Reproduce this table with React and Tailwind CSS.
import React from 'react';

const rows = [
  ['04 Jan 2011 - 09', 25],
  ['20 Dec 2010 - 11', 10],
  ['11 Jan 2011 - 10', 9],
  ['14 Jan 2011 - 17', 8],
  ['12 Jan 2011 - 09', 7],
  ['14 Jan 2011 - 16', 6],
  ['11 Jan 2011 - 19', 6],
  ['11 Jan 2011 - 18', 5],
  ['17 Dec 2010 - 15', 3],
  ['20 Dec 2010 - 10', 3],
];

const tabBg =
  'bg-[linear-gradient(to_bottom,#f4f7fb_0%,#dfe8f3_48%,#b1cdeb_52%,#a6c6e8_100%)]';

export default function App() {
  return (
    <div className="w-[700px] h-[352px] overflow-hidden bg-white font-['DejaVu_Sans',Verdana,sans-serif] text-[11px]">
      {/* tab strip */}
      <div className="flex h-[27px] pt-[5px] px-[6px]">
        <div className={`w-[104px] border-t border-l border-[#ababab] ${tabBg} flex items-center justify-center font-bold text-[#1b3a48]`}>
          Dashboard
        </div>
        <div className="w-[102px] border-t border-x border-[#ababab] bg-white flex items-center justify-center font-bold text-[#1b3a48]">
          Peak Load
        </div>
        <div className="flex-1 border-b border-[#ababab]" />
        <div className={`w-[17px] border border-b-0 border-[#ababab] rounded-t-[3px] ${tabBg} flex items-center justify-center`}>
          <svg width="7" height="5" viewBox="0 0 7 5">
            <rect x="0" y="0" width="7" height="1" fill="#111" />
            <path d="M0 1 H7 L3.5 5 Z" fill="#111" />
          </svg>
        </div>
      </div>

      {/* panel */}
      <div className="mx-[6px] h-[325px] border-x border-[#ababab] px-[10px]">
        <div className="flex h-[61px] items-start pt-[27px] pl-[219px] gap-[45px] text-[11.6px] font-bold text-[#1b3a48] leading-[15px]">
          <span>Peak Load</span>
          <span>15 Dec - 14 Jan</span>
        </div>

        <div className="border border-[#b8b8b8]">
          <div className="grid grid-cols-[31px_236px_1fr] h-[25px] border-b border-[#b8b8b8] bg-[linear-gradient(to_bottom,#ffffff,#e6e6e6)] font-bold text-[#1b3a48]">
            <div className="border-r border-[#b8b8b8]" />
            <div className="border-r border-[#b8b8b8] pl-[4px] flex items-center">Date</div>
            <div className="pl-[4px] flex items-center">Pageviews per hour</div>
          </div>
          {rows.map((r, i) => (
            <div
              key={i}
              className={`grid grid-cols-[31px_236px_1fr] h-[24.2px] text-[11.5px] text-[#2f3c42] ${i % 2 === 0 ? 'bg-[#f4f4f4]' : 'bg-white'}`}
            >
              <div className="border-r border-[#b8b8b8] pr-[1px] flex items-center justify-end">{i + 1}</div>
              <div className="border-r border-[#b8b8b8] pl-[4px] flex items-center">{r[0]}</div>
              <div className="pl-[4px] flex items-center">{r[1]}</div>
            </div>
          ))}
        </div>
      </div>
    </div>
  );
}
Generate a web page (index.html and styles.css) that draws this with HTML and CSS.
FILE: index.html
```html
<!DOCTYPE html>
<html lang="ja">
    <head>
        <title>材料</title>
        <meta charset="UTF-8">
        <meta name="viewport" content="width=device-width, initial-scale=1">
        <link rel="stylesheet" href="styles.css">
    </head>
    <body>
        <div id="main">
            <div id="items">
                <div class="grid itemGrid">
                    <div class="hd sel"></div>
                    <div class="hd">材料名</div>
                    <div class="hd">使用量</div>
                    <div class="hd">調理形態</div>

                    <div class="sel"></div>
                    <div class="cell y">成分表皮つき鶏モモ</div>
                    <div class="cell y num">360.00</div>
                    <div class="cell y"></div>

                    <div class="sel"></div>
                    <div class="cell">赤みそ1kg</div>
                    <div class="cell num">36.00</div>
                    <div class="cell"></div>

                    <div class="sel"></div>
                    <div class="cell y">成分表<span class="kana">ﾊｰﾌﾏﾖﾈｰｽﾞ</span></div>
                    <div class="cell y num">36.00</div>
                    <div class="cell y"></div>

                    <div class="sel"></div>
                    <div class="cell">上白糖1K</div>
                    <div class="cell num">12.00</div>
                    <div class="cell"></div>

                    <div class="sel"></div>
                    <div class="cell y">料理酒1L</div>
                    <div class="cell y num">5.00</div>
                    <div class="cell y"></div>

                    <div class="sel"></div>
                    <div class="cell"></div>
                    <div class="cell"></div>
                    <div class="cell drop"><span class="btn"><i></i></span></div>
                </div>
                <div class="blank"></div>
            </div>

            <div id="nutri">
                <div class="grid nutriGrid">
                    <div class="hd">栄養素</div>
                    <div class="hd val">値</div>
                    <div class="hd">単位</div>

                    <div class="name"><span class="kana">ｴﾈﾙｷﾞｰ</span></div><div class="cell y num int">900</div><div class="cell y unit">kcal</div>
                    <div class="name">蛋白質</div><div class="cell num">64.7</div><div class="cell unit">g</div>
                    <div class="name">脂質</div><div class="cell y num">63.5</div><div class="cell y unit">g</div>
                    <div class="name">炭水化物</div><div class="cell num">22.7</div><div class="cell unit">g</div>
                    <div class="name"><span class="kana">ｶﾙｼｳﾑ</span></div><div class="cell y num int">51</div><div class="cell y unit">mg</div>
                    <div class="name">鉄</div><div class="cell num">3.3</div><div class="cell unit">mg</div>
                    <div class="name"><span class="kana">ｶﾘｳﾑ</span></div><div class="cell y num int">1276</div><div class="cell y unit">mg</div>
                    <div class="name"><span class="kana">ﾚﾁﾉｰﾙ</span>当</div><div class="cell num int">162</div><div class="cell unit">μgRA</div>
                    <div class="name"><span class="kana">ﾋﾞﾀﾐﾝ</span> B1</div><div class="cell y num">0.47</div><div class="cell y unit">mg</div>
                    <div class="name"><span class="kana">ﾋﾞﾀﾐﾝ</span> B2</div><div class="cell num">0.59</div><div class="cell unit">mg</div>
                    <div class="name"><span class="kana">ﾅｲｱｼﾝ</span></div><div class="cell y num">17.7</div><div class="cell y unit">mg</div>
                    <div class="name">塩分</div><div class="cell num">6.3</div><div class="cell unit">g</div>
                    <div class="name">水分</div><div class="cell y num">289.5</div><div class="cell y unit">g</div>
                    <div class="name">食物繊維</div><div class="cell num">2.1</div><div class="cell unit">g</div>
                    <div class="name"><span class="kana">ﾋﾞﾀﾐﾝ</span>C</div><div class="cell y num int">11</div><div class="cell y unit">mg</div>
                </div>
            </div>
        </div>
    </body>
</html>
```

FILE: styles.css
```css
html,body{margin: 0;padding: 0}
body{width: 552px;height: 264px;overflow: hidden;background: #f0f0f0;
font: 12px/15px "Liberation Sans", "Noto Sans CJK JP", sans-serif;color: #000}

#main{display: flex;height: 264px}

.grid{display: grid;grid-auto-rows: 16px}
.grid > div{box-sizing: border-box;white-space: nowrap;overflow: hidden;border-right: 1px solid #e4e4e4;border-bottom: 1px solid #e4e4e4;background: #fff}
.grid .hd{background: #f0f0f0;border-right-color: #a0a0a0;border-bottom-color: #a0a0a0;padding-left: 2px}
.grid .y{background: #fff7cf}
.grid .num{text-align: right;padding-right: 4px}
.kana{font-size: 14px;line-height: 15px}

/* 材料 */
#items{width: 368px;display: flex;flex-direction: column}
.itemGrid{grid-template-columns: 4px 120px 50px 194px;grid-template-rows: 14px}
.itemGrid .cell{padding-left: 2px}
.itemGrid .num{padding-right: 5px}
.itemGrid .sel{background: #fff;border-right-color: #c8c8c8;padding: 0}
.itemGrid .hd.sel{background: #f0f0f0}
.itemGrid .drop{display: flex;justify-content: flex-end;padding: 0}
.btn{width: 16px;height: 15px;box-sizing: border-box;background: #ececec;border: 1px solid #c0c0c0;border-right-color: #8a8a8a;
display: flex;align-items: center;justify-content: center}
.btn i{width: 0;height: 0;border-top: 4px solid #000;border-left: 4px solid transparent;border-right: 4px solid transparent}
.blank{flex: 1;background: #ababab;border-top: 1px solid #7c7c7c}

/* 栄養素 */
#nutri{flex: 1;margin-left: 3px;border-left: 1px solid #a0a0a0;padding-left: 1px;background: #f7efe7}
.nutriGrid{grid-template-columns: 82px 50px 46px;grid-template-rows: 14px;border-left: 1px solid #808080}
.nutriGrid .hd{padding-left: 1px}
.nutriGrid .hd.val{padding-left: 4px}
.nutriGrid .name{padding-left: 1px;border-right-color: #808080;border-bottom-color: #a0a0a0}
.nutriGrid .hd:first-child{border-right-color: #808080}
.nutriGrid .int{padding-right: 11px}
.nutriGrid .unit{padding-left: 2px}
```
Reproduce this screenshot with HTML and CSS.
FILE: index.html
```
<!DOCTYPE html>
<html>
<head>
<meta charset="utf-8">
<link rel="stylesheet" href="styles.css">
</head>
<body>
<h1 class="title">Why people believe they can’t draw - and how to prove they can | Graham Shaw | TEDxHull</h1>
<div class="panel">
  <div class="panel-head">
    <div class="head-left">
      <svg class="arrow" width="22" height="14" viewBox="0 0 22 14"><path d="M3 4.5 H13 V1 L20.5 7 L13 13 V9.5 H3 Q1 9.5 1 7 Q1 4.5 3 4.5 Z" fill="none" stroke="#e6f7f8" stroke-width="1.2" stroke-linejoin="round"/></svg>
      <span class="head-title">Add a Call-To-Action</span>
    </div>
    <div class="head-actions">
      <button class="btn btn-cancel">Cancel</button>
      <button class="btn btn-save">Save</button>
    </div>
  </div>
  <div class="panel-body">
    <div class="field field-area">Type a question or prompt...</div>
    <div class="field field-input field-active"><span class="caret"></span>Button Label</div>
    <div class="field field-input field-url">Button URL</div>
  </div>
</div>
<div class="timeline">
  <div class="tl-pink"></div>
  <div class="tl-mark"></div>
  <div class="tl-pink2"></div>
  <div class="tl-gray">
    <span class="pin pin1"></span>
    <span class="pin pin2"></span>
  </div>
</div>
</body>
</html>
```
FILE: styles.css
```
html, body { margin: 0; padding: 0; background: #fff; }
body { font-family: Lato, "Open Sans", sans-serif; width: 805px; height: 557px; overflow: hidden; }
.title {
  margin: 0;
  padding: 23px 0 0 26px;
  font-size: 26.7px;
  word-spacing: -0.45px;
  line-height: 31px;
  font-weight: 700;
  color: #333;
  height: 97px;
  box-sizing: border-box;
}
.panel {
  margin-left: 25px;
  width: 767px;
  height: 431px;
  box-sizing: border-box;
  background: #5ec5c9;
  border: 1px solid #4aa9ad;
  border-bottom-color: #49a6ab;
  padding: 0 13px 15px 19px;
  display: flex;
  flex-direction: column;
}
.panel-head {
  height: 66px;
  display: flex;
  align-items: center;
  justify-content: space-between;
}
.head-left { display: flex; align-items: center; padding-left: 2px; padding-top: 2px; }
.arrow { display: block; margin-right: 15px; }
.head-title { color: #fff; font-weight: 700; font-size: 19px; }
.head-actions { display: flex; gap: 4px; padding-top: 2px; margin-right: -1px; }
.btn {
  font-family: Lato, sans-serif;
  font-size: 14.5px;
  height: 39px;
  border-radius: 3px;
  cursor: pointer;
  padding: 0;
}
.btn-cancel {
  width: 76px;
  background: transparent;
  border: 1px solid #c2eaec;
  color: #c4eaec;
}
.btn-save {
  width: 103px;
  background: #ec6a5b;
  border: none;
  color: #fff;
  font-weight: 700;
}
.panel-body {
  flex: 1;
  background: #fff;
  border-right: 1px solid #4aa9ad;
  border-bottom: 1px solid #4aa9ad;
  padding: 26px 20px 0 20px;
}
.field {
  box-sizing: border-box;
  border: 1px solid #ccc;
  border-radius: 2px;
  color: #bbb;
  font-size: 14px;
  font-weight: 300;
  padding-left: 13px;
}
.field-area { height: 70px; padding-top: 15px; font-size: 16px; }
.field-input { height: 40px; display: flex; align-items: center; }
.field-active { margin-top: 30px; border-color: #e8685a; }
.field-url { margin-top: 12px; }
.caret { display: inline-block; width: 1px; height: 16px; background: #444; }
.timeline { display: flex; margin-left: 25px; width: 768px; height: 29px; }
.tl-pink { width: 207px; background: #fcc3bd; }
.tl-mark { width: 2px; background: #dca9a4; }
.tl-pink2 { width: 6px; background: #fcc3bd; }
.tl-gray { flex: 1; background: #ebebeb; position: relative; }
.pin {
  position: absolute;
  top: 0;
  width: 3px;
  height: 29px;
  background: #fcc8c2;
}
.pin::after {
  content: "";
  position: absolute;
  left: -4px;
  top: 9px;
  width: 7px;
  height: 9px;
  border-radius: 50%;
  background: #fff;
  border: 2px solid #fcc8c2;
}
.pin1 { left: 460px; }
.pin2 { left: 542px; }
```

* EXERCISE: Each line that has the word "Reproduce" should be copied.

* TASK SOLUTION:
Reproduce this table with React and Tailwind CSS.
Reproduce this screenshot with HTML and CSS.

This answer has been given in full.